Annual Rate of U.S. New Home Sales as measured in July

The pace of new single-family home sales in the U.S. jumped 12.4 percent from a downwardly revised annual rate of 582,000 sales in June to an annual rate of 654,000 sales in July, which is 31.3 percent higher than the rate of sales at same time last year (498,000) and the fastest pace since January of 2008.

And while the current pace of sales is roughly half the record-high rate for this time of the year (1,389,000), as set in July of 2005, it’s above its long-term average (650,000) for the first time since 2007, albeit by 0.6 percent.

In terms of inventory, the number of new single-family homes for sale across the county is now 233,000, down 2.9 percent from the month before but 8.4 percent higher versus the same time last year.

The downwardly revised pace of new single-family home sales in the West (137,000) was unchanged from June to July but remains 11.4 percent higher versus the same time last year.

9 thoughts on “Pace of New U.S. Home Sales above Average for First Time in 9 Years”
  1. I realize this is a national statistic which has little relevance to the SF Bay Area market, but it’s a very important symbolic milestone. Boy that was a long long hangover from the Great Recession.

  2. This is a very good sign for the broader economy. New house sales typically lead us out of a recession as money flows into construction, new appliances, etc. But the Great Recession was caused by housing, with way too much having been built in the preceding years, and thus there was not much new housing to help prime the pump. So it is good news indeed to have recovered from that very long hangover.

  3. Sorry to burst your bubble once again folks (no pun intended). What we’re seeing here is lots of mom and pop landlords motivated by desperation for retirement yield are snatching up rentals to take advantage of the Fed driven stagflation. At the same time, the institutional landlords like Blackrock are liquidating the properties they picked up after the last bust. Also, lots of young couples in second and third tier markets are finding it’s now cheaper to buy than rent, and they’re taking advantage of 3% down loans. Lots of them have low paying service jobs too. Behold the new bag holders.

    1. I almost hate to engage, but most of what you’re talking about doesn’t even have anything to do with new home construction. No bubble to burst…we’re up to “normal”, and that’s a good thing….a mark that there is actually demand for new homes after years of foreclosures and shortsales dominating the market. We got there the old fashioned way…demographics. Millenials forming households and they need to live somewhere. More people have jobs. Incomes are finally FINALLY going up. Gosh, Sabbie, you need a new outlook on life.
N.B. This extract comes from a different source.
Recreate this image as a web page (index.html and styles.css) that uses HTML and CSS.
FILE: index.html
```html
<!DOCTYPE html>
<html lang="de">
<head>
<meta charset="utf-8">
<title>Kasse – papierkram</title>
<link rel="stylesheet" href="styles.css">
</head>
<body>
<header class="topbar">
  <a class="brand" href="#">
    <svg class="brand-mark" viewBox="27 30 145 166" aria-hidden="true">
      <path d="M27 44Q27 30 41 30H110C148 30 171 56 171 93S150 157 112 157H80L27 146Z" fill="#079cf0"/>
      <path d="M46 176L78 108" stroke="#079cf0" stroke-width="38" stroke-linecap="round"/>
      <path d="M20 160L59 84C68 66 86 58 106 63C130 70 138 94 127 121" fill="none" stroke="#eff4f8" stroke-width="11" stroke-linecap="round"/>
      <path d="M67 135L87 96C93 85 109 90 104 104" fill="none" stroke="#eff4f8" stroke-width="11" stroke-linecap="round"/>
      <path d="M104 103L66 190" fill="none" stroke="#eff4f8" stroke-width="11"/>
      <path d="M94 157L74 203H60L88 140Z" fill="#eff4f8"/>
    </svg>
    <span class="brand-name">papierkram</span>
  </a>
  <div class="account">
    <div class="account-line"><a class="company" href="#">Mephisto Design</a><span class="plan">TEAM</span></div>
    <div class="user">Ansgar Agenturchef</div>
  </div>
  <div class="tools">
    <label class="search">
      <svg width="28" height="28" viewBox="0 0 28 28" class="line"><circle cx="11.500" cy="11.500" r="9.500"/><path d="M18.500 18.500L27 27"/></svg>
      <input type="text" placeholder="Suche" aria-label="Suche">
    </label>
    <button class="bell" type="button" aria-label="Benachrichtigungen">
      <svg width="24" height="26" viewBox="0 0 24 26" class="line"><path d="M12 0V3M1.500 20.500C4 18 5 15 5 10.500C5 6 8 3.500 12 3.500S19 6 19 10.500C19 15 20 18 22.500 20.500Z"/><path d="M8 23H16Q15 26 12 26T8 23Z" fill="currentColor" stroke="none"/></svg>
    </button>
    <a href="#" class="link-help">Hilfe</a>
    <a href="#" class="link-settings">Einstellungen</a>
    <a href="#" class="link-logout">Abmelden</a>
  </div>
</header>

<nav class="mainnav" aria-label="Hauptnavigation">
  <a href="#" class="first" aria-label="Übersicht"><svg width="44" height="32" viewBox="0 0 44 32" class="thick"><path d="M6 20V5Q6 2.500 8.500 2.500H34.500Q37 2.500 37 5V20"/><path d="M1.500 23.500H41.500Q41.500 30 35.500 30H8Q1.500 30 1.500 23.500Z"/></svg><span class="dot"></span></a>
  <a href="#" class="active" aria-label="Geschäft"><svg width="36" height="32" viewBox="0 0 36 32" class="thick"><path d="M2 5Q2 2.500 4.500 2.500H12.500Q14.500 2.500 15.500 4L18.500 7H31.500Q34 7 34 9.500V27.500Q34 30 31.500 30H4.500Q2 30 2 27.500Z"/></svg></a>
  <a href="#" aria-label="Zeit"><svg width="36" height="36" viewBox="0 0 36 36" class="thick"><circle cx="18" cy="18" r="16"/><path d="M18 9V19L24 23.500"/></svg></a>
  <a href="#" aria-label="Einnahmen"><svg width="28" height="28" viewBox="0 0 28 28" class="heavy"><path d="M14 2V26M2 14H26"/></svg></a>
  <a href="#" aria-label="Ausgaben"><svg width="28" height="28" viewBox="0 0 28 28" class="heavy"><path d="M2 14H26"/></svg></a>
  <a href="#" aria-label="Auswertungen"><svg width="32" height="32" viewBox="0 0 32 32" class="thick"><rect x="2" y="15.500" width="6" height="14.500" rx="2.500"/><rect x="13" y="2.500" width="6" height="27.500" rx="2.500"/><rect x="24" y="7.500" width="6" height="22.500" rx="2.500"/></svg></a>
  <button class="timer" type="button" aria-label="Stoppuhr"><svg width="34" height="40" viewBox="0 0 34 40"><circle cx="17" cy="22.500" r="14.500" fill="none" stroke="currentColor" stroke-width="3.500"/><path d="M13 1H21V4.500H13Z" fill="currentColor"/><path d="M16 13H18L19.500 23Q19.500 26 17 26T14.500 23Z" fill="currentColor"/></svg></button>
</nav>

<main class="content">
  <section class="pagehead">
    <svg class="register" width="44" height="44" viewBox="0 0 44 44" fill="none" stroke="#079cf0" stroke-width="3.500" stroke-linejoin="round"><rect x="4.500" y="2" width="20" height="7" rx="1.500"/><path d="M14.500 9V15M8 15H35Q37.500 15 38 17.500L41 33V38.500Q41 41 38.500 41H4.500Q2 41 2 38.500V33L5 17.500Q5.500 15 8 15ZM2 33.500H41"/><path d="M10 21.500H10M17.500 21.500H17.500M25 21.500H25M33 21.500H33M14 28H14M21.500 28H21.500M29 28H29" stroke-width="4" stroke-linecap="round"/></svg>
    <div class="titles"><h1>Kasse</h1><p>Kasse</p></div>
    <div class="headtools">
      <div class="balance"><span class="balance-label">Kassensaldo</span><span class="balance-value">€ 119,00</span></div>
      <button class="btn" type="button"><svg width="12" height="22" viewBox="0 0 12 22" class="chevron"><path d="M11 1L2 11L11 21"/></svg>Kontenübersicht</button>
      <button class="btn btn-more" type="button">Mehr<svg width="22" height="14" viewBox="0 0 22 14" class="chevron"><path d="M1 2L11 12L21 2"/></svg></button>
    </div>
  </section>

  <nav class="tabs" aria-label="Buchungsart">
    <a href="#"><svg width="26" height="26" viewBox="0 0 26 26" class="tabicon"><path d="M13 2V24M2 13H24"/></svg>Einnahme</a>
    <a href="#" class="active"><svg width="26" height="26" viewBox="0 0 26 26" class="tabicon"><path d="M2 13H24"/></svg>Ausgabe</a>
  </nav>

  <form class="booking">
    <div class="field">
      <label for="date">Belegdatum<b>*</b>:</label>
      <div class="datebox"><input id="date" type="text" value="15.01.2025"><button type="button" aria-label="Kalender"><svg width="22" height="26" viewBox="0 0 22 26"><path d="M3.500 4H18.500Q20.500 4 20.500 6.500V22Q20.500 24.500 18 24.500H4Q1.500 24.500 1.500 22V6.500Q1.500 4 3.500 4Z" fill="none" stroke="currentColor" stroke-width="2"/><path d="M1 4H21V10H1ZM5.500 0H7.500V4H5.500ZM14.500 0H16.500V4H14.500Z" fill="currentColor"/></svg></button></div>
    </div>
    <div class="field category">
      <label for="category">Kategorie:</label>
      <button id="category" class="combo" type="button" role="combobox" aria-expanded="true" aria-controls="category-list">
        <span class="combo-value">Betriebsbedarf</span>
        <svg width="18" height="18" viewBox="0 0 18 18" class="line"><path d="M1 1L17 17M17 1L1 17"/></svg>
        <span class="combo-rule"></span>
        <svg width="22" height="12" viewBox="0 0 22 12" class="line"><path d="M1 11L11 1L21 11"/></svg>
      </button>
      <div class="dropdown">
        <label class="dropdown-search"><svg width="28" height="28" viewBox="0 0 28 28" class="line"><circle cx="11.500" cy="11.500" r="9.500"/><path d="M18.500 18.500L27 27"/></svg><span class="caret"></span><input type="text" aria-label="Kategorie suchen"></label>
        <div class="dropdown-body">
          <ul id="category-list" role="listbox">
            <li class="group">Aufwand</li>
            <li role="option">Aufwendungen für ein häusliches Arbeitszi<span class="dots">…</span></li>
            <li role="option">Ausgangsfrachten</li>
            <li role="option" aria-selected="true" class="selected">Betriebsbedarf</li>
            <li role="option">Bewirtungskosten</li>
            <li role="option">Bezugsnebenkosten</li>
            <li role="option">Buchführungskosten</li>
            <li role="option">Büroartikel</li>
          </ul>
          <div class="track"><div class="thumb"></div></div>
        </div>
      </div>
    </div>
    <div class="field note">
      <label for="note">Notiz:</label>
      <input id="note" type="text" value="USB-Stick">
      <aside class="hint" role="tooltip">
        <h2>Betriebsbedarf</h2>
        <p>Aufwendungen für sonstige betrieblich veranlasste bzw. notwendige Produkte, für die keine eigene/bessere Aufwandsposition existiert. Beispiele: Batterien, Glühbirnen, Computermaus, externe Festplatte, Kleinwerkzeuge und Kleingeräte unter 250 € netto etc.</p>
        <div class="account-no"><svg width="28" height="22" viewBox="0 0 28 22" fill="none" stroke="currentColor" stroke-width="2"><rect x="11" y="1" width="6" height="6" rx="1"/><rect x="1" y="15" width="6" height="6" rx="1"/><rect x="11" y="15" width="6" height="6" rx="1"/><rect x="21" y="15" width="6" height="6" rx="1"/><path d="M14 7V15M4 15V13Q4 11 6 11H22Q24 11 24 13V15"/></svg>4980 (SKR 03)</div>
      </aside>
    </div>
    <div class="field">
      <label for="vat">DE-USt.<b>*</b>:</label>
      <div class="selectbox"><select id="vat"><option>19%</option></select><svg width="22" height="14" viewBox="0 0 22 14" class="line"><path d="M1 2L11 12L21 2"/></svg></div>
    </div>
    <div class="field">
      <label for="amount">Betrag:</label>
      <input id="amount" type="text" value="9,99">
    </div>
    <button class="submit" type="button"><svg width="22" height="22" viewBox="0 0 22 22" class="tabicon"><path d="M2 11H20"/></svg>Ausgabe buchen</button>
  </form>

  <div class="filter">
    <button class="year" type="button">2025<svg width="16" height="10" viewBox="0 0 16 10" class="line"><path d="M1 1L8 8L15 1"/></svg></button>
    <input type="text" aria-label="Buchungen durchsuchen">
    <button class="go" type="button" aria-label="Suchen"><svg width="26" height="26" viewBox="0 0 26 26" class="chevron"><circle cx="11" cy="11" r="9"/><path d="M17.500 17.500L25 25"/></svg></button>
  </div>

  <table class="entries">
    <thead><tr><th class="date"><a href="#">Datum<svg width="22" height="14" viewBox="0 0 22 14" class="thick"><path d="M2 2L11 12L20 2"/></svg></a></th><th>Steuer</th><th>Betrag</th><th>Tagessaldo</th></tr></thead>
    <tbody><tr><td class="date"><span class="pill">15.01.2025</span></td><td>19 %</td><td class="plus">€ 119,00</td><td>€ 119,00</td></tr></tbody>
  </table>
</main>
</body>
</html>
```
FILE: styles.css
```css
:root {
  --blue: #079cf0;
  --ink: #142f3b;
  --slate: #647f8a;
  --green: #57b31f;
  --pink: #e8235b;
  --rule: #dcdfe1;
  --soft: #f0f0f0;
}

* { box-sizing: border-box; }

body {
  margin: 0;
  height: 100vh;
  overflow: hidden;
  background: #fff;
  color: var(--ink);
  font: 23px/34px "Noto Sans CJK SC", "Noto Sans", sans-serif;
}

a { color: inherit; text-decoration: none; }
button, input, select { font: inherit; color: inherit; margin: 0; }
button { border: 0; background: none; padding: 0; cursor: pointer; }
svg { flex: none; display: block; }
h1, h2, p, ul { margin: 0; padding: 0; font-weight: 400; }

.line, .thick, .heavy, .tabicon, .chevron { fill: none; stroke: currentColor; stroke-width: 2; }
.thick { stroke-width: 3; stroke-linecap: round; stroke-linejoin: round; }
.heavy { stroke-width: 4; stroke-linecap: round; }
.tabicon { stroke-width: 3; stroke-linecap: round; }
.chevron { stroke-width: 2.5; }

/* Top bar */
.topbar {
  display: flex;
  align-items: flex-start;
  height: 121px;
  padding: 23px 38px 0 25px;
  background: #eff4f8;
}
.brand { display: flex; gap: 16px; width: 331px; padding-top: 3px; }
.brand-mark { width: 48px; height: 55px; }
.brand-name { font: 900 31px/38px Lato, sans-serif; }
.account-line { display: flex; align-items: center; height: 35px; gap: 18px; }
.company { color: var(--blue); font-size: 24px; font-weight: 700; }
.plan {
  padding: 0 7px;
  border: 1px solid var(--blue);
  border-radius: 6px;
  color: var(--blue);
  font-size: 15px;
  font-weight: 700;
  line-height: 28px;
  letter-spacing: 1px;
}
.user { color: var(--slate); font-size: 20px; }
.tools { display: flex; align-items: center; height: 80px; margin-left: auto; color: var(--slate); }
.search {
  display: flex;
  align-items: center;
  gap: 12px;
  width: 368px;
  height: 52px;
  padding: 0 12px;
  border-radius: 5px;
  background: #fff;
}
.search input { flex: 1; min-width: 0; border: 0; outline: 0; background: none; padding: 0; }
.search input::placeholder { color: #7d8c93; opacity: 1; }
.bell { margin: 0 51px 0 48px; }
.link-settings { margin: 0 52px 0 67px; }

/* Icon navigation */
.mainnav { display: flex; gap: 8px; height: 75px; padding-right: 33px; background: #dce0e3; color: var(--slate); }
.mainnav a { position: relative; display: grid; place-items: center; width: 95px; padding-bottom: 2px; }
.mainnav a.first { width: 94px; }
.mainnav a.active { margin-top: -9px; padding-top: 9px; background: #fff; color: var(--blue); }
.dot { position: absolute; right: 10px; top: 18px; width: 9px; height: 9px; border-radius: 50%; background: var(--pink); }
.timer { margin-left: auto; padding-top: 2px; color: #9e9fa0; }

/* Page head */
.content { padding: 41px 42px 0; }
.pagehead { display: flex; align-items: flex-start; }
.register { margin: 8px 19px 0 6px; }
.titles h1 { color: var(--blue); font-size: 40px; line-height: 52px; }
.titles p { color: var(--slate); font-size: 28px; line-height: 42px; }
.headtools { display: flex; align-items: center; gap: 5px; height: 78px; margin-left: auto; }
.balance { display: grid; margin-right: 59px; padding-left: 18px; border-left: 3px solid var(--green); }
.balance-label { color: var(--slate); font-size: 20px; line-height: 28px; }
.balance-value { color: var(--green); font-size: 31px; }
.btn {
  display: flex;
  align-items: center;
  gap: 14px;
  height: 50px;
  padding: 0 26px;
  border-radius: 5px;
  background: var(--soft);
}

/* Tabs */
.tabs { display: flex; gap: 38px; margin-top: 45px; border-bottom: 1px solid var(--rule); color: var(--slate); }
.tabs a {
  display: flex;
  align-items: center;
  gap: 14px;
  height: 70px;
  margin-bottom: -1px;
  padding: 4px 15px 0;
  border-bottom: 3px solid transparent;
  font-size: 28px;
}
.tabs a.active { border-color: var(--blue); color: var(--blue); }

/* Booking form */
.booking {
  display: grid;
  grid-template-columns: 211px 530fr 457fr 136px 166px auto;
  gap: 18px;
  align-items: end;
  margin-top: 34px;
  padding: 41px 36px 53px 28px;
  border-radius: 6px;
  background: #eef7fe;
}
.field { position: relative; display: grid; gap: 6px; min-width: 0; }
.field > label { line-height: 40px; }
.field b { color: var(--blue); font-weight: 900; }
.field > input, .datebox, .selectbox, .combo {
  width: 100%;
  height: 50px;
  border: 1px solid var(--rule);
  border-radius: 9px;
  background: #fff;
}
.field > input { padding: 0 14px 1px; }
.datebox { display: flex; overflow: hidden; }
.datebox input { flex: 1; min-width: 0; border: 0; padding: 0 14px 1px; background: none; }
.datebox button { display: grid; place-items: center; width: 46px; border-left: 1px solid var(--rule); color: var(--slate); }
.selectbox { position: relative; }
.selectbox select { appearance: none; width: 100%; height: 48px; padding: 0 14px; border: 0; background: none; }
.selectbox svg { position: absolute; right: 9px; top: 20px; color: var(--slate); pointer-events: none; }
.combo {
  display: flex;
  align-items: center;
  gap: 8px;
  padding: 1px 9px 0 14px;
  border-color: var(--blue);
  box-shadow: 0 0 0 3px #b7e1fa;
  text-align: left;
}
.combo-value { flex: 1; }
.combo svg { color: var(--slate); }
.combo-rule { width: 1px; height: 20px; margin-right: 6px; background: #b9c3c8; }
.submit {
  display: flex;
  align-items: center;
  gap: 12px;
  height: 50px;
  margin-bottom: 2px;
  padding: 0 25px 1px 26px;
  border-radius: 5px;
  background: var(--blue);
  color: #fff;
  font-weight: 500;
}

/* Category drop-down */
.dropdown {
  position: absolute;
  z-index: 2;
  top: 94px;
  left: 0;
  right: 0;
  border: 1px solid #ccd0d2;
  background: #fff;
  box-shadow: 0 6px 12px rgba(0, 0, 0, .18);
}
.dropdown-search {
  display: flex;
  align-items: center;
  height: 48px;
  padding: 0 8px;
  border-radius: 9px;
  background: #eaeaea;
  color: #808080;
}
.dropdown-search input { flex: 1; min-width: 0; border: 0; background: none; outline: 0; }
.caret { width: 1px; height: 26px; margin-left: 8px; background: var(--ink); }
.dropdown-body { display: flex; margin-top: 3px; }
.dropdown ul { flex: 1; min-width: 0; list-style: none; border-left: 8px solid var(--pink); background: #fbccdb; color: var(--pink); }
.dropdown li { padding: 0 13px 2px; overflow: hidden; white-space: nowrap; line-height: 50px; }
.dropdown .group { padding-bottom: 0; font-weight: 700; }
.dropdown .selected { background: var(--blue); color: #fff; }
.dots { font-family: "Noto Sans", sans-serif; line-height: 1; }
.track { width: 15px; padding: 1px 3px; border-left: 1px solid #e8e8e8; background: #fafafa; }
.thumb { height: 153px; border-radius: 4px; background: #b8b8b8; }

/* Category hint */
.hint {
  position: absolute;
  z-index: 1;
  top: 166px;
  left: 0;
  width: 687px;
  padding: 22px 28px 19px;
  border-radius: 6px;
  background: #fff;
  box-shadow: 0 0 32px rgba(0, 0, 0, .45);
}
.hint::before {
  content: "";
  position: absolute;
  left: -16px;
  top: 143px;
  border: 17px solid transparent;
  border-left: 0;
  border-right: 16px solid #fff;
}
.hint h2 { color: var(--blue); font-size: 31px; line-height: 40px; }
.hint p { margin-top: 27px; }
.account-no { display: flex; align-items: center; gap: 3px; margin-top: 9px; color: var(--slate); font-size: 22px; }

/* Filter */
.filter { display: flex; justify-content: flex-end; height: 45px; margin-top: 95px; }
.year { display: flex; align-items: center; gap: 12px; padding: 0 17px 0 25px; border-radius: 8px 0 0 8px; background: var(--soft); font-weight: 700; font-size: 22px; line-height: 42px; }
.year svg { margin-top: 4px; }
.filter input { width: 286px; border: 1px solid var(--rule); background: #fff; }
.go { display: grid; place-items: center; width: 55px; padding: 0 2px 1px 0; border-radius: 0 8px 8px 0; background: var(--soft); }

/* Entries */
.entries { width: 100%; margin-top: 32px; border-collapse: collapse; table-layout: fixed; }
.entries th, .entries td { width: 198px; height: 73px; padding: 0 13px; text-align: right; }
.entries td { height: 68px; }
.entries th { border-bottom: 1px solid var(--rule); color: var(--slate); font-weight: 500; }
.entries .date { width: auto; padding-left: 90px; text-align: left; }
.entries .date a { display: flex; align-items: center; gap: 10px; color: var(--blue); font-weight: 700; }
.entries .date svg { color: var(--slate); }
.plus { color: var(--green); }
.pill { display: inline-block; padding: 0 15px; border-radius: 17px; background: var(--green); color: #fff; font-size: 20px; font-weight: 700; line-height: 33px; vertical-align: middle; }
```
  4. I know, I know, nobody likes a party pooper! But I’m trying to help you guys out. The MSM has hundreds of articles about how this housing market is so freaking awesome, but not so many cautionary ones. And I’m not even getting any money for these clicks! Come on, we are seven years into the recovery, 35% up on the Case Shiller already, do you really think these are “green shoots” or more like “last gasp” for this cycle? Anyways here’s great article that I read this evening which presents the bear case.

  5. I have a dream that one day socketsite will identify and link back to its data sources.

    [Editor’s Note: In this case, it’s data we compiled from U.S. Census Bureau and Department of Housing and Urban Development reports. Feel free to give them a call.]

  6. and by “compiled” you mean, you clicked here?
    was that so hard?

    [Editor’s Note: That’s fantastic! We’ll let you run the reports, track the averages and summarize the results (for some reason we can’t find the buttons to actually compile the data) from now on!]

  7. and by “summarize” you mean rewrite the press release “Sales of new single-family houses in July 2016 were at a seasonally adjusted annual rate of 654,000, according to estimates released jointly today by the U.S. Census Bureau and the Department of Housing and Urban Development. This is 12.4 percent (±12.7%)* above the revised June rate of 582,000 and is 31.3 percent (±19.9%) above the July 2015 estimate of 498,000.” as “The pace of new single-family home sales in the U.S. jumped 12.4 percent from a downwardly revised annual rate of 582,000 sales in June to an annual rate of 654,000 sales in July, which is 31.3 percent higher than the rate of sales at same time last year (498,000) and the fastest pace since January of 2008.”?

    [Editor’s Note: Considering we’re working from the same data set, we’d be more concerned if our first sentence was substantially different, not the same as the government’s (although it looks like they missed the context with how the pace compares historically). And our next three paragraphs?]